IF THERE’S one thing would-be authors could stand to learn from Chitra Banerjee Divakaruni’s 20- year literary career, it’s her uncanny ability to churn out products. Her latest novel, One Amazing Thing, revisits the fundamentals of the Divakaruni method: invoke a sense of exuberant melodrama and shameless sentimentality unencumbered by the likes of subtlety or understatement — with an almost bewildering efficiency. Before they can even realise it, readers are dosed with enough bite-sized bromides to stun a horse.
Taking an ambitious cue from The Canterbury Tales, Divakaruni recasts the pilgrims as nine men and women trapped in an Indian visa office in the US after an earthquake brings the building down around them — two south Indian immigrants in their 30s or 40s, two young Indo-Americans, an Indo-Chinese grandmother-granddaughter duo, a WASPy couple in their 70s, and one black man. To keep their spirits up as the hope of rescue dims, they tell each other “one amazing thing” about their lives.
Though a clever conceit rendered skillfully, the characters are steamrolled paper-thin and the prevailing sensibility is that of the author’s own voice telling somebody else’s story. That Cameron — the black army veteran from an inner-city ghetto struggling to face up to a life-altering decision he took as a young man — sounds no different from Malathi, a sari-clad ex-beauty salon worker from Coimbatore now working as an office assistant, is confounding and inexplicable.
After a promising build-up, the characters’ uninspired ‘amazing things’ are doubly disappointing — angry young Muslim Tariq’s flirtation with the hardline is simply the product of post-9/11 anti-Islam paranoia; Jiang, the Indiaborn grandmother, fled Kolkata amid anti-China sentiments during the 1962 Sino- Indian War and her family handed over to a US-bound professional, who she learnt to love and eventually had children with; the unstable Mrs Pritchett has developed an antidepressant addiction and attempted suicide because she felt her husband didn’t love her enough.

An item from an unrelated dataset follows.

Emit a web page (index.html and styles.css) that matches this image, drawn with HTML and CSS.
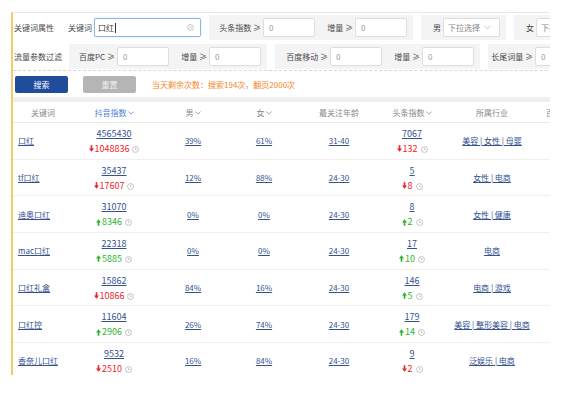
FILE: index.html
```html
<!DOCTYPE html>
<html>

<head>
    <meta charset="utf-8">
    <link rel="stylesheet" href="styles.css">
</head>

<body>
    <svg class="defs" width="0" height="0">
        <symbol id="down" viewBox="0 0 6 8"><path d="M2 0h2v4h2L3 8 0 4h2z"/></symbol>
        <symbol id="up" viewBox="0 0 6 8"><path d="M2 8h2V4h2L3 0 0 4h2z"/></symbol>
        <symbol id="clock" viewBox="0 0 10 10"><circle cx="5" cy="5" r="4.2" fill="none" stroke="currentColor" stroke-width="1"/><path d="M5 2.6V5h1.9" fill="none" stroke="currentColor" stroke-width="0.9"/></symbol>
        <symbol id="caret" viewBox="0 0 8 5"><path d="M0.5 0.5 4 4 7.5 0.5" fill="none" stroke="currentColor" stroke-width="1"/></symbol>
        <symbol id="clear" viewBox="0 0 10 10"><circle cx="5" cy="5" r="4.2" fill="none" stroke="currentColor" stroke-width="0.9"/><path d="M3.4 3.4 6.6 6.6M6.6 3.4 3.4 6.6" stroke="currentColor" stroke-width="0.9"/></symbol>
    </svg>

    <div class="panel">
        <div class="filters">
            <div class="frow">
                <span class="rlabel">关键词属性</span>
                <div class="grp grp-white">
                    <span class="lb lb-26">关键词</span>
                    <div class="inp inp-kw">口红<span class="caret-line"></span>
                        <svg class="clear"><use href="#clear"/></svg>
                    </div>
                </div>
                <div class="grp">
                    <span class="lb lb-52">头条指数 ≥</span>
                    <div class="inp">0</div>
                    <span class="lb lb-38">增量 ≥</span>
                    <div class="inp">0</div>
                </div>
                <div class="grp grp-pr">
                    <span class="lb lb-20">男</span>
                    <div class="inp sel">下拉选择<svg class="chev"><use href="#caret"/></svg></div>
                </div>
                <div class="grp">
                    <span class="lb lb-20">女</span>
                    <div class="inp sel">下拉选择<svg class="chev"><use href="#caret"/></svg></div>
                </div>
            </div>
            <div class="frow">
                <span class="rlabel rlabel-wide">流量参数过滤</span>
                <div class="grp">
                    <span class="lb lb-46">百度PC ≥</span>
                    <div class="inp">0</div>
                    <span class="lb lb-38">增量 ≥</span>
                    <div class="inp">0</div>
                </div>
                <div class="grp">
                    <span class="lb lb-53">百度移动 ≥</span>
                    <div class="inp">0</div>
                    <span class="lb lb-38">增量 ≥</span>
                    <div class="inp">0</div>
                </div>
                <div class="grp">
                    <span class="lb lb-45">长尾词量 ≥</span>
                    <div class="inp">0</div>
                </div>
            </div>
        </div>

        <div class="actions">
            <button class="btn btn-search">搜索</button>
            <button class="btn btn-reset">重置</button>
            <span class="quota">当天剩余次数：搜索194次，翻页2000次</span>
        </div>

        <div class="band"></div>

        <table class="data">
            <colgroup>
                <col class="c-kw"><col class="c-dy"><col class="c-m"><col class="c-f">
                <col class="c-age"><col class="c-tt"><col class="c-ind"><col class="c-bd">
            </colgroup>
            <tr>
                <th class="kw">关键词</th>
                <th class="sorted">抖音指数<svg class="hcaret"><use href="#caret"/></svg></th>
                <th>男<svg class="hcaret"><use href="#caret"/></svg></th>
                <th>女<svg class="hcaret"><use href="#caret"/></svg></th>
                <th>最关注年龄</th>
                <th>头条指数<svg class="hcaret"><use href="#caret"/></svg></th>
                <th>所属行业</th>
                <th class="last">百度指数<svg class="hcaret"><use href="#caret"/></svg></th>
            </tr>
            <tr>
                <td class="kw"><a href="#">口红</a></td>
                <td><a href="#" class="num">4565430</a><div class="chg down"><svg class="arr"><use href="#down"/></svg>1048836<svg class="clk"><use href="#clock"/></svg></div></td>
                <td><a href="#">39%</a></td>
                <td><a href="#">61%</a></td>
                <td><a href="#">31-40</a></td>
                <td><a href="#" class="num">7067</a><div class="chg down"><svg class="arr"><use href="#down"/></svg>132<svg class="clk"><use href="#clock"/></svg></div></td>
                <td><a href="#">美容 | 女性 | 母婴</a></td>
                <td></td>
            </tr>
            <tr>
                <td class="kw"><a href="#">tf口红</a></td>
                <td><a href="#" class="num">35437</a><div class="chg down"><svg class="arr"><use href="#down"/></svg>17607<svg class="clk"><use href="#clock"/></svg></div></td>
                <td><a href="#">12%</a></td>
                <td><a href="#">88%</a></td>
                <td><a href="#">24-30</a></td>
                <td><a href="#" class="num">5</a><div class="chg down"><svg class="arr"><use href="#down"/></svg>8<svg class="clk"><use href="#clock"/></svg></div></td>
                <td><a href="#">女性 | 电商</a></td>
                <td></td>
            </tr>
            <tr>
                <td class="kw"><a href="#">迪奥口红</a></td>
                <td><a href="#" class="num">31070</a><div class="chg up"><svg class="arr"><use href="#up"/></svg>8346<svg class="clk"><use href="#clock"/></svg></div></td>
                <td><a href="#">0%</a></td>
                <td><a href="#">0%</a></td>
                <td><a href="#">24-30</a></td>
                <td><a href="#" class="num">8</a><div class="chg up"><svg class="arr"><use href="#up"/></svg>2<svg class="clk"><use href="#clock"/></svg></div></td>
                <td><a href="#">女性 | 健康</a></td>
                <td></td>
            </tr>
            <tr>
                <td class="kw"><a href="#">mac口红</a></td>
                <td><a href="#" class="num">22318</a><div class="chg up"><svg class="arr"><use href="#up"/></svg>5885<svg class="clk"><use href="#clock"/></svg></div></td>
                <td><a href="#">0%</a></td>
                <td><a href="#">0%</a></td>
                <td><a href="#">24-30</a></td>
                <td><a href="#" class="num">17</a><div class="chg up"><svg class="arr"><use href="#up"/></svg>10<svg class="clk"><use href="#clock"/></svg></div></td>
                <td><a href="#">电商</a></td>
                <td></td>
            </tr>
            <tr>
                <td class="kw"><a href="#">口红礼盒</a></td>
                <td><a href="#" class="num">15862</a><div class="chg down"><svg class="arr"><use href="#down"/></svg>10866<svg class="clk"><use href="#clock"/></svg></div></td>
                <td><a href="#">84%</a></td>
                <td><a href="#">16%</a></td>
                <td><a href="#">24-30</a></td>
                <td><a href="#" class="num">146</a><div class="chg up"><svg class="arr"><use href="#up"/></svg>5<svg class="clk"><use href="#clock"/></svg></div></td>
                <td><a href="#">电商 | 游戏</a></td>
                <td></td>
            </tr>
            <tr>
                <td class="kw"><a href="#">口红控</a></td>
                <td><a href="#" class="num">11604</a><div class="chg up"><svg class="arr"><use href="#up"/></svg>2906<svg class="clk"><use href="#clock"/></svg></div></td>
                <td><a href="#">26%</a></td>
                <td><a href="#">74%</a></td>
                <td><a href="#">24-30</a></td>
                <td><a href="#" class="num">179</a><div class="chg up"><svg class="arr"><use href="#up"/></svg>14<svg class="clk"><use href="#clock"/></svg></div></td>
                <td><a href="#">美容 | 整形美容 | 电商</a></td>
                <td></td>
            </tr>
            <tr>
                <td class="kw"><a href="#">香奈儿口红</a></td>
                <td><a href="#" class="num">9532</a><div class="chg down"><svg class="arr"><use href="#down"/></svg>2510<svg class="clk"><use href="#clock"/></svg></div></td>
                <td><a href="#">16%</a></td>
                <td><a href="#">84%</a></td>
                <td><a href="#">24-30</a></td>
                <td><a href="#" class="num">9</a><div class="chg down"><svg class="arr"><use href="#down"/></svg>2<svg class="clk"><use href="#clock"/></svg></div></td>
                <td><a href="#">泛娱乐 | 电商</a></td>
                <td></td>
            </tr>
        </table>
    </div>
</body>

</html>
```

FILE: styles.css
```css
body {
    margin: 0;
    background-color: #fff;
    font-family: "Noto Sans CJK SC", "Noto Sans", sans-serif;
    font-size: 8px;
    color: #555;
}

.defs {
    position: absolute;
}

.panel {
    margin: 12px 0 0 11px;
    width: 537px;
    height: 362px;
    border-left: 2px solid #f3cb6a;
    border-top: 1px solid #e8e8e8;
    overflow: hidden;
}

/* filter rows */
.filters {
    padding: 2px 0 1px;
    border-bottom: 1px dashed #d6d6d6;
    width: 600px;
}

.frow {
    display: flex;
    align-items: center;
    gap: 8px;
    height: 25px;
}

.frow + .frow {
    margin-top: 4px;
}

.rlabel {
    width: 52px;
    padding-left: 1px;
    margin-right: -8px;
    color: #4a4a4a;
}

.rlabel-wide {
    width: 55px;
}

.grp {
    display: flex;
    align-items: center;
    height: 25px;
    padding-right: 6px;
    background-color: #f4f4f4;
}

.grp-white {
    background-color: transparent;
    padding-right: 0;
}

.grp-pr {
    padding-right: 6px;
}

.lb {
    text-align: right;
    padding-right: 2px;
    color: #4a4a4a;
    white-space: nowrap;
}

.lb-20 { width: 20px; }
.lb-26 { width: 26px; }
.lb-38 { width: 38px; }
.lb-45 { width: 45px; }
.lb-46 { width: 46px; }
.lb-52 { width: 52px; }
.lb-53 { width: 53px; }

.inp {
    box-sizing: border-box;
    display: flex;
    align-items: center;
    width: 52px;
    height: 19px;
    padding-left: 5px;
    background-color: #fff;
    border: 1px solid #dedede;
    border-radius: 2px;
    color: #999;
}

.inp-kw {
    width: 107px;
    padding-left: 3px;
    border-color: #8fb4e6;
    box-shadow: 0 0 2px #c6dbf5;
    color: #333;
    position: relative;
}

.caret-line {
    width: 1px;
    height: 10px;
    margin-left: 1px;
    background-color: #333;
}

.clear {
    position: absolute;
    right: 6px;
    top: 5px;
    width: 7px;
    height: 7px;
    color: #aaa;
}

.sel {
    width: 57px;
    justify-content: space-between;
    padding: 0 8px 0 4px;
    color: #888;
}

.chev {
    width: 7px;
    height: 5px;
    color: #bbb;
}

/* buttons */
.actions {
    display: flex;
    align-items: center;
    margin-top: 5px;
    padding-left: 2px;
}

.btn {
    width: 53px;
    height: 17px;
    padding: 0;
    border: none;
    border-radius: 2px;
    font-family: inherit;
    font-size: 8px;
    color: #fff;
}

.btn-search {
    background-color: #1f4c9b;
}

.btn-reset {
    margin-left: 15px;
    background-color: #b5b5b5;
    color: #eee;
}

.quota {
    margin-left: 16px;
    color: #f5861f;
}

.band {
    margin-top: 4px;
    height: 5px;
    background-color: #efefef;
}

/* table */
.data {
    table-layout: fixed;
    width: 588px;
    border-collapse: collapse;
}

.c-kw { width: 60px; }
.c-dy { width: 82px; }
.c-m { width: 76px; }
.c-f { width: 66px; }
.c-age { width: 84px; }
.c-tt { width: 62px; }
.c-ind { width: 98px; }
.c-bd { width: 60px; }

th {
    height: 20px;
    padding: 0;
    font-weight: normal;
    color: #888;
    border-bottom: 1px solid #e8e8e8;
    white-space: nowrap;
}

th.sorted {
    color: #4a80d9;
}

th.last {
    text-align: left;
    padding-left: 5px;
}

.hcaret {
    width: 6px;
    height: 4px;
    margin-left: 1px;
    vertical-align: 1px;
}

td {
    height: 35.7px;
    padding: 0;
    text-align: center;
    border-bottom: 1px solid #efefef;
    white-space: nowrap;
    line-height: 15px;
}

td.kw {
    text-align: left;
    padding-left: 5px;
}

a {
    color: #33528f;
    text-decoration: underline;
}

a.num {
    font-size: 9px;
}

.chg {
    font-size: 9px;
    line-height: 15px;
}

.chg.down {
    color: #f0222a;
}

.chg.up {
    color: #2cb52c;
}

.arr {
    width: 5px;
    height: 7px;
    margin-right: 1px;
    fill: currentColor;
    vertical-align: -0.5px;
}

.clk {
    width: 7px;
    height: 7px;
    margin-left: 3px;
    color: #aaa;
    vertical-align: -1px;
}
```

This parade of monotony dressed up in worn platitudes is a frustrating dead end: Divakaruni has something interesting to say about the scars of personal experience — and how age and perception affect one’s understanding of life-changing moments — but remains silent. Her reluctance to complicate the narrative framework, offering easy truisms instead, is frustrating and undercuts any momentum the book threatens to build up — Mr Pritchett’s troubled childhood, for example.
The rapidfire pacing races through the story, as if it can’t wait to get to the end. Somewhere along the line, it forgets where it even began — that’s when some might begin to hope for a final aftershock to shake some life back into this workmanlike effort.